==== DATASET EXTRACT

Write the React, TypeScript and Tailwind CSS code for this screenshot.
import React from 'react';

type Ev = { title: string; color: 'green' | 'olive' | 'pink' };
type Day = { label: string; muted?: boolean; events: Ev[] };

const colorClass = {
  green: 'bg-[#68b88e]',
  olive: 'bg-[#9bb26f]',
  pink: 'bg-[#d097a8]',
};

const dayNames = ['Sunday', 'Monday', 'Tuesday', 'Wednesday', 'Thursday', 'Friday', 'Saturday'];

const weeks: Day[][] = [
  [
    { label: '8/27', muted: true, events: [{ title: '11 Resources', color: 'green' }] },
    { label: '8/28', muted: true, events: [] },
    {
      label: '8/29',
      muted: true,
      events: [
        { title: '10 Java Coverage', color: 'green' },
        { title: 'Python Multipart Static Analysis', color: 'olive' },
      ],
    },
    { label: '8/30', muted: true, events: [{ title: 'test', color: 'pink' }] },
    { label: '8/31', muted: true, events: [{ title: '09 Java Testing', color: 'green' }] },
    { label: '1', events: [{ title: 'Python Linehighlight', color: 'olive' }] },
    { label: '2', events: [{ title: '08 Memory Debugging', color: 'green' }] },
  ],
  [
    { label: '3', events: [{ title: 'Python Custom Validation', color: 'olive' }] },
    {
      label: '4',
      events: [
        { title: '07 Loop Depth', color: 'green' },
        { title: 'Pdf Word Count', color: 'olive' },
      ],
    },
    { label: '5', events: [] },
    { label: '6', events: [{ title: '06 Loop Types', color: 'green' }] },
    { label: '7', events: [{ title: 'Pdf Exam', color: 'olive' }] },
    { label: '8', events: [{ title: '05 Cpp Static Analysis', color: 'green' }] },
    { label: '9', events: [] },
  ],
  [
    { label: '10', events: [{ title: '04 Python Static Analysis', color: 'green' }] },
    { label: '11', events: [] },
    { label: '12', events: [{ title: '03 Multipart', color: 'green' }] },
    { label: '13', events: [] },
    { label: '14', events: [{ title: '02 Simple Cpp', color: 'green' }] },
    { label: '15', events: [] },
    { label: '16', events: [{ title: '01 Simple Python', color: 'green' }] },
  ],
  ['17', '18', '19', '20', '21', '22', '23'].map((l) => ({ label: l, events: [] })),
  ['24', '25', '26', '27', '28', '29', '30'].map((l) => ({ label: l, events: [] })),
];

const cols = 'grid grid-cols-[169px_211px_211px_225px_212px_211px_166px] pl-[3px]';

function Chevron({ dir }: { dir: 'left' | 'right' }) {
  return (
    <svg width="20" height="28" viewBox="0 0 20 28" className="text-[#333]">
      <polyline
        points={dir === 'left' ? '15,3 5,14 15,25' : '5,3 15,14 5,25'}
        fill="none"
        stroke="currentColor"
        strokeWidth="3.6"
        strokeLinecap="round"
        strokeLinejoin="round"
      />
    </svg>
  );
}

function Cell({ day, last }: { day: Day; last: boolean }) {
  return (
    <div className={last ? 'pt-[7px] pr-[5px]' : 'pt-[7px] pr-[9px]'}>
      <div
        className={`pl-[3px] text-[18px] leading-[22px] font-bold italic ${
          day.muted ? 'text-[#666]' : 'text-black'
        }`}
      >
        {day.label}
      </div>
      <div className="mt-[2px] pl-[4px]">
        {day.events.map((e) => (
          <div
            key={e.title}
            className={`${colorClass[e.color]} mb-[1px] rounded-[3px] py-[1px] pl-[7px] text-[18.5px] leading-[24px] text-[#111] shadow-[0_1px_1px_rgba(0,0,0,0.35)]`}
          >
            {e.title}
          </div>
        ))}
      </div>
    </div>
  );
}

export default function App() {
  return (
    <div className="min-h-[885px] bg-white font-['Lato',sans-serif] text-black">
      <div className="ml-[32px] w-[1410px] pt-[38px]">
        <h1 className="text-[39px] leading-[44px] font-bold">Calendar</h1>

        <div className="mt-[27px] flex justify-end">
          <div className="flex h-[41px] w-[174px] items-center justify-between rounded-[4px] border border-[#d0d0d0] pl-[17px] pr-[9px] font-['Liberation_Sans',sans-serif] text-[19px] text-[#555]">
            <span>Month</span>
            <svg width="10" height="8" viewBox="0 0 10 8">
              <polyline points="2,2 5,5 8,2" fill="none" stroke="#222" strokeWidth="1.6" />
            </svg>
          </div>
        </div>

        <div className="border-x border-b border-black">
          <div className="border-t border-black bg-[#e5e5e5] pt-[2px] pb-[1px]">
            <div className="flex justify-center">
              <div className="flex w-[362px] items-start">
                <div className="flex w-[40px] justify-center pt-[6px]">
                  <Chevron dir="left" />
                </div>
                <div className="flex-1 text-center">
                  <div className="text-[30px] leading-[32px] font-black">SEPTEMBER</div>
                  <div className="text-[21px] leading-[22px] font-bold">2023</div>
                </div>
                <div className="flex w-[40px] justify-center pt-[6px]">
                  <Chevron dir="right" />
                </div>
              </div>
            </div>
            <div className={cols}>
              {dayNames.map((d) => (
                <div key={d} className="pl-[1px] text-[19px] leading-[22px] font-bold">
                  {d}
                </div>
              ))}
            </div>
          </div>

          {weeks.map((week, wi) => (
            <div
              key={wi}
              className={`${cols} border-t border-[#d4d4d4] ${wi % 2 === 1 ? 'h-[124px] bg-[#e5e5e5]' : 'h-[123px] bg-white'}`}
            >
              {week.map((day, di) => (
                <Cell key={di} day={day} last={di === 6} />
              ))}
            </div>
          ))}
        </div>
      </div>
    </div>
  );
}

========
==== DATASET EXTRACT

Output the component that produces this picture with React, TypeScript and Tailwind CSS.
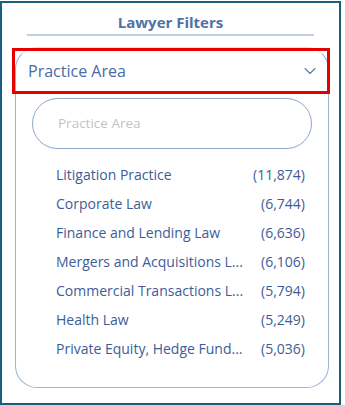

========
==== DATASET EXTRACT

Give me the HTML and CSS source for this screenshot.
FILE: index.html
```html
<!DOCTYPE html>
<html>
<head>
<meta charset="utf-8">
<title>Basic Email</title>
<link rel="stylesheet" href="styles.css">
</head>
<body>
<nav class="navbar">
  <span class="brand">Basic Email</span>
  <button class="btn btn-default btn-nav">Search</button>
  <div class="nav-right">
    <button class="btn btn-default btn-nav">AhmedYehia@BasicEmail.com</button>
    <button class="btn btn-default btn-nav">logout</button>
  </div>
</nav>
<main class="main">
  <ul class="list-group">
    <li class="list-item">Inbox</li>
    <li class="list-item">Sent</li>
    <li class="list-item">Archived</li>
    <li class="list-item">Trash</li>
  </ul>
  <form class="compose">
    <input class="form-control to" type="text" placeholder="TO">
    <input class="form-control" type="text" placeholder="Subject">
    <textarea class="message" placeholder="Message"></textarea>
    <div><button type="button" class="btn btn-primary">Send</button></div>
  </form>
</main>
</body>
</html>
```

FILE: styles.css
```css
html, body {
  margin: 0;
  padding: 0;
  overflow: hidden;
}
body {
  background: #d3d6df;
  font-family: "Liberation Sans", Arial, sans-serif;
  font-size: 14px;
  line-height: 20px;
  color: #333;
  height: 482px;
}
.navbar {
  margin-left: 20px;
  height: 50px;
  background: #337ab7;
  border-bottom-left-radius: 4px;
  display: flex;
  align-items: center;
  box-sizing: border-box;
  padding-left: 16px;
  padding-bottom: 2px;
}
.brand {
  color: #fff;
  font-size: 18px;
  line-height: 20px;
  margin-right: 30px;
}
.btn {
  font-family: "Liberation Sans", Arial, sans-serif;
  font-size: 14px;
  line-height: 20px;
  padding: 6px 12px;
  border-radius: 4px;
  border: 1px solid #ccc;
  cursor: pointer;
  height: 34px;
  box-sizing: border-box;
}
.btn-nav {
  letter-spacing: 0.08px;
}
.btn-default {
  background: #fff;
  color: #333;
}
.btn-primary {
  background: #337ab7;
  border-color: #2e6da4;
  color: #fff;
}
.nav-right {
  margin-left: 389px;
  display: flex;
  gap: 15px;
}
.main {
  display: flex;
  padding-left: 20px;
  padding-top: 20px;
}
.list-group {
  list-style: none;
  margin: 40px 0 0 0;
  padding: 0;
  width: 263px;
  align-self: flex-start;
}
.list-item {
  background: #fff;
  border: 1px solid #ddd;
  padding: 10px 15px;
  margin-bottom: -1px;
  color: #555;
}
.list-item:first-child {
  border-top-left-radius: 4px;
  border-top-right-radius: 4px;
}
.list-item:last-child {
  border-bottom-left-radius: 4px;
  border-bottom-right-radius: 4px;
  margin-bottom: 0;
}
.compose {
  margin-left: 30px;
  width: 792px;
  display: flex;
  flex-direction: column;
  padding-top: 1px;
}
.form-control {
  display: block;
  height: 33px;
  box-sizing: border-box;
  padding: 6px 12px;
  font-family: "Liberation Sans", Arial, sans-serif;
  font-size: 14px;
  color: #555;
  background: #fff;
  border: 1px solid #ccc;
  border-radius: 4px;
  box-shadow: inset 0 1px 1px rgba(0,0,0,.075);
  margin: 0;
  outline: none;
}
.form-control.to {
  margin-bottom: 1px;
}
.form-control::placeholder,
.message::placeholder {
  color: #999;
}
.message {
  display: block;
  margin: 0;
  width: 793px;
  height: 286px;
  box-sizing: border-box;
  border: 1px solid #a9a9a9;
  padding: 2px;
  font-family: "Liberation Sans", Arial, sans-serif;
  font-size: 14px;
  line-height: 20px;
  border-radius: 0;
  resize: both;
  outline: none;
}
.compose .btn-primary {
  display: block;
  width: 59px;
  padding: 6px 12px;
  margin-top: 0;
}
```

========

**TASK GOAL**
Within the records, how many lines include "React"? The answer is the number and nothing else.

**WRITTEN SOLUTION**
3